I went to Tove Jansson art exhibition at Ateneum. It would have been her 100th birthday this year, and there are events all over the world to commemorate her. I'm a massive Moomin fan, and I absolutely love her illustrations and artwork, so it was an incredibly inspiring visit for me. I wish I'd had a notebook to do sketches, as no photos were allowed. I did buy this tote bag as a little souvenier though!

I also managed to get my hands on the Finnish edition of The Hobbit, illustrated by Tove Jansson. So happy. I'm a big Tolkien fan as well, so it was lovely to finally get this edition. Even if I prefer the books in English. ;)



I also visited the Moomin mug exhibition at Arabia Gallery. As a Moomin mug collector, I was quite excited about this, despite it literally just being a room filled with mugs. ;) 

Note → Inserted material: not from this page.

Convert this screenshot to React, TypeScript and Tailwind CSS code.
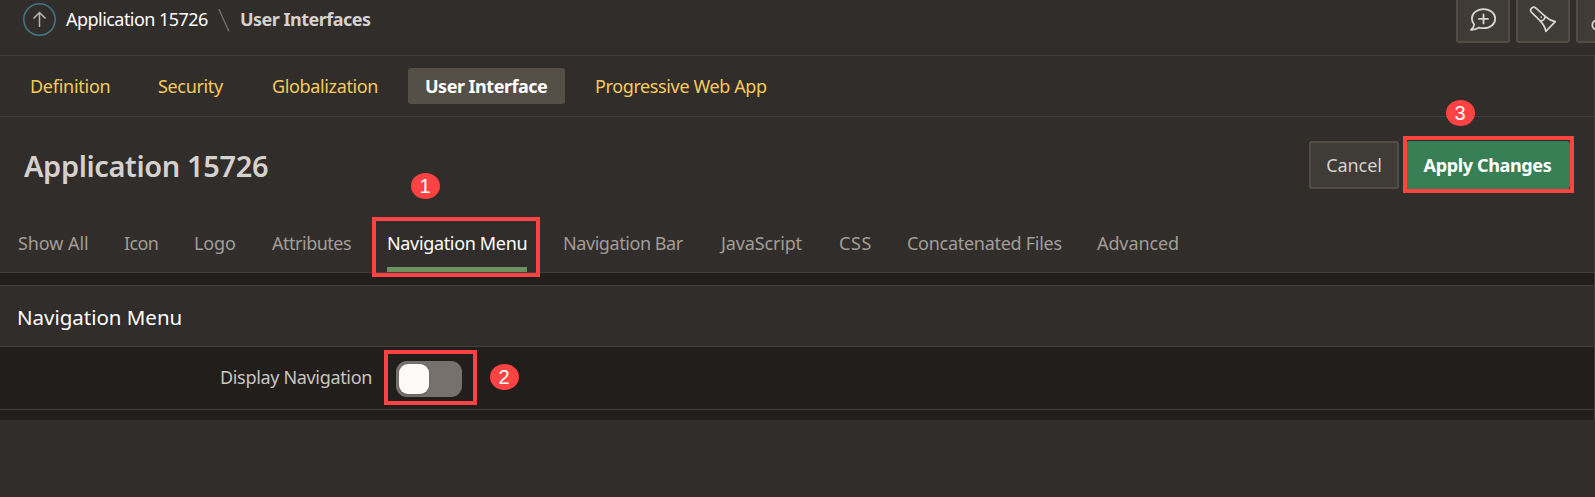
import type { ReactNode } from 'react';

const navLinks = [
  { label: 'Definition', box: 'ml-[30px] w-[80px] tracking-[-0.27px]' },
  { label: 'Security', box: 'ml-[48px] w-[67px] tracking-[-0.34px]' },
  { label: 'Globalization', box: 'ml-[47px] w-[107px] tracking-[-0.36px]' },
];

const tabs = [
  { label: 'Show All', box: 'ml-[18px] w-[71px] tracking-[-0.07px]' },
  { label: 'Icon', box: 'ml-[35px] w-[35px] tracking-[-0.6px]' },
  { label: 'Logo', box: 'ml-[35px] w-[43px] tracking-[-0.1px]' },
  { label: 'Attributes', box: 'ml-[35px] w-[80px] tracking-[-0.49px]' },
  { label: 'Navigation Menu', box: 'ml-[35px] w-[140px] tracking-[-0.34px]', active: true },
  { label: 'Navigation Bar', box: 'ml-[36px] w-[121px] tracking-[-0.43px]' },
  { label: 'JavaScript', box: 'ml-[37px] w-[82px] tracking-[-0.15px]' },
  { label: 'CSS', box: 'ml-[36px] w-[34px] tracking-[0.6px]' },
  { label: 'Concatenated Files', box: 'ml-[34px] w-[156px] tracking-[-0.28px]' },
  { label: 'Advanced', box: 'ml-[34px] w-[82px] tracking-[-0.1px]' },
];

function ToolButton({ children }: { children?: ReactNode }) {
  return (
    <button className="flex h-[46px] w-[54px] shrink-0 items-end justify-center rounded-[3px] border-2 border-[#514d46] bg-[#3f3b36]">
      {children}
    </button>
  );
}

function Step({ n, place }: { n: number; place: string }) {
  return (
    <span
      className={`absolute flex h-[26px] w-[29px] items-center justify-center rounded-[50%] bg-[#ff4242] font-['Liberation_Sans',sans-serif] text-[20px] leading-none text-white ${place}`}
    >
      {n}
    </span>
  );
}

function Highlight({ place }: { place: string }) {
  return <span className={`pointer-events-none absolute border-4 border-[#ff4242] ${place}`} />;
}

export default function App() {
  return (
    <div className="relative flex h-[497px] w-[1595px] flex-col overflow-hidden bg-[#312d2a] font-['Noto_Sans',sans-serif] text-[18px] leading-6 whitespace-nowrap">
      <header className="flex h-[56px] shrink-0 items-start border-b border-[#423e3b]">
        <svg className="mt-[3px] ml-[23px] h-[33px] w-[33px]" viewBox="0 0 33 33" fill="none">
          <circle cx="16.5" cy="16.5" r="15.7" stroke="#437282" strokeWidth="1.6" />
          <path d="M16.5 24V10M10.5 15.5l6-6 6 6" stroke="#b9b4b0" strokeWidth="1.5" />
        </svg>
        <a className="mt-[7px] ml-[10px] w-[144px] tracking-[-0.54px] text-white">Application 15726</a>
        <svg className="mt-[9px] ml-[8px] h-[23px] w-[12px]" viewBox="0 0 12 23">
          <path d="M.8 0L11 22.5" stroke="#77726e" strokeWidth="1.3" />
        </svg>
        <span className="mt-[7px] ml-[10px] w-[138px] font-bold tracking-[-0.51px] text-[#d5d1ce]">User Interfaces</span>
        <div className="-mt-[3px] ml-auto flex w-[139px] gap-[6px]">
          <ToolButton>
            <svg className="mb-[9px] h-[25px] w-[28px]" viewBox="0 0 28 25" fill="none" stroke="#d8d4d0" strokeWidth="1.8" strokeLinecap="round" strokeLinejoin="round">
              <path d="M5.2 17.5C3.7 15.8 2.9 13.8 2.9 11.7 2.9 6.3 8 2.2 14.6 2.2s11.600 4.100 11.600 9.500-5 9.500-11.600 9.500c-1.500 0-3-.2-4.400-.6-2.300 1.600-5 2.300-8.200 2.200 1.800-1.400 3-3.200 3.200-5.300z" />
              <path d="M14.500 7.400v9M10 11.900h9" />
            </svg>
          </ToolButton>
          <ToolButton>
            <svg className="mb-[8px] h-[28px] w-[28px]" viewBox="0 0 28 28" fill="none" stroke="#d8d4d0" strokeWidth="1.700" strokeLinecap="round" strokeLinejoin="round">
              <path d="M11.200 15.800L2.600 7.400A2.900 2.900 0 0 1 6.900 3.200L16.200 11.300" />
              <path d="M16.200 11.300C18.800 13.700 22 15.800 26.300 16.700L16.800 26.300C16.300 22.500 14 18.800 11.200 15.800C14 16 16.300 14 16.200 11.300Z" />
              <path d="M12.200 12h.1" />
            </svg>
          </ToolButton>
          <ToolButton>
            <svg className="mr-[13px] mb-[10px] h-[12px] w-[12px] shrink-0" viewBox="0 0 12 12" fill="none" stroke="#d8d4d0" strokeWidth="1.8">
              <circle cx="6" cy="6" r="4.700" />
            </svg>
          </ToolButton>
        </div>
      </header>

      <nav className="flex h-[61px] shrink-0 items-center border-r border-b border-[#423e3b] text-[#f6cb5c]">
        {navLinks.map((l) => (
          <a key={l.label} className={`shrink-0 ${l.box}`}>{l.label}</a>
        ))}
        <a className="ml-[29px] flex h-[36px] w-[157px] items-center rounded-[3px] bg-[#545048] pl-[17px] font-bold tracking-[-0.5px] text-white">
          User Interface
        </a>
        <a className="ml-[30px] tracking-[-0.38px]">Progressive Web App</a>
      </nav>

      <section className="flex h-[99px] shrink-0 items-start border-r border-[#423e3b]">
        <h1 className="mt-[29px] ml-[24px] text-[29px] leading-[40px] font-semibold tracking-[-0.38px] text-[#d5d1ce]">
          Application 15726
        </h1>
        <button className="mt-6 ml-auto h-[48px] w-[90px] rounded-[3px] border-2 border-[#514d46] bg-[#3f3b36] tracking-[-0.08px] text-[#d5d1ce]">
          Cancel
        </button>
        <button className="mt-6 mr-[24px] ml-[7px] h-[48px] w-[164px] rounded-[3px] bg-[#387f55] pr-[1px] font-bold tracking-[-0.35px] text-white">
          Apply Changes
        </button>
      </section>

      <div className="flex h-[57px] shrink-0 items-stretch border-r border-b border-[#423e3b] text-[#a19d99]">
        {tabs.map((t) => (
          <a
            key={t.label}
            className={`flex shrink-0 flex-col justify-between pt-[15px] ${t.box} ${t.active ? 'text-white' : ''}`}
          >
            {t.label}
            {t.active && <i className="h-[5px] w-full bg-[#6b9161]" />}
          </a>
        ))}
      </div>

      <main className="flex h-[147px] shrink-0 flex-col border-r border-[#423e3b] bg-[#221e1b] pt-3">
        <h2 className="h-[62px] shrink-0 border-y border-[#423e3b] bg-[#312d2a] pt-[19px] pl-[17px] text-[20.5px] tracking-[-0.02px] text-white">
          Navigation Menu
        </h2>
        <div className="flex h-[63px] shrink-0 items-center border-b border-[#423e3b]">
          <span className="-mt-[3px] ml-[220px] w-[176px] tracking-[-0.33px] text-[#c9c5c1]">Display Navigation</span>
          <span className="mt-[2px] flex h-[36px] w-[66px] rounded-[11px] bg-[#76716c] p-[3px]">
            <i className="h-[30px] w-[30px] rounded-[9px] bg-[#fcfbfa] shadow" />
          </span>
        </div>
      </main>

      <Highlight place="top-[217px] left-[372px] h-[60px] w-[168px]" />
      <Highlight place="top-[350px] left-[384px] h-[55px] w-[93px]" />
      <Highlight place="top-[136px] left-[1403px] h-[57px] w-[171px]" />
      <Step n={1} place="top-[173px] left-[410.500px]" />
      <Step n={2} place="top-[363.500px] left-[489.500px]" />
      <Step n={3} place="top-[99.500px] left-[1445.500px]" />
    </div>
  );
}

I managed restrain myself and only bought a single Moomin mug and two candleholders at the Arabia-Iittala shop. And they were all on sale too! The Moomin mug and the red candleholder (which is called Kivi, aka 'stone', by the way) were both half price or under so definitely bargains, and the blueish Kivi was a dye-experiment outside the normal colour charts so it was only 6 euros (the blue shades are normally about 15 euros each at full price).


As three out of seven in my group of friends from high school celebrated birthdays in August (myself included), we decided to go and have some cake. At Kakkugalleria's cake buffet. That's right, a cake buffet. We all managed about 6 slices (we shared some, thus the photos of more than 6 slices).
Cake > Lunch. Considering that I had just visited a cafe at a nearby department store where a slice of cheesecake was 8eur a piece, the 11.90eur we paid for the buffet (including a massive cup of tea or coffee) was a downright bargain!



Apart from adding more homeware to my collection and indulging my Moomin obsession, I also filled my suitcase with tea from all my favourite tea shops (but the best one will always be théhuone, pictured above), a lot of yarn, ryebread and Finnish confectionary. You know, the important stuff.

Sorry for the very text heavy post, I hope it wasn't too boring!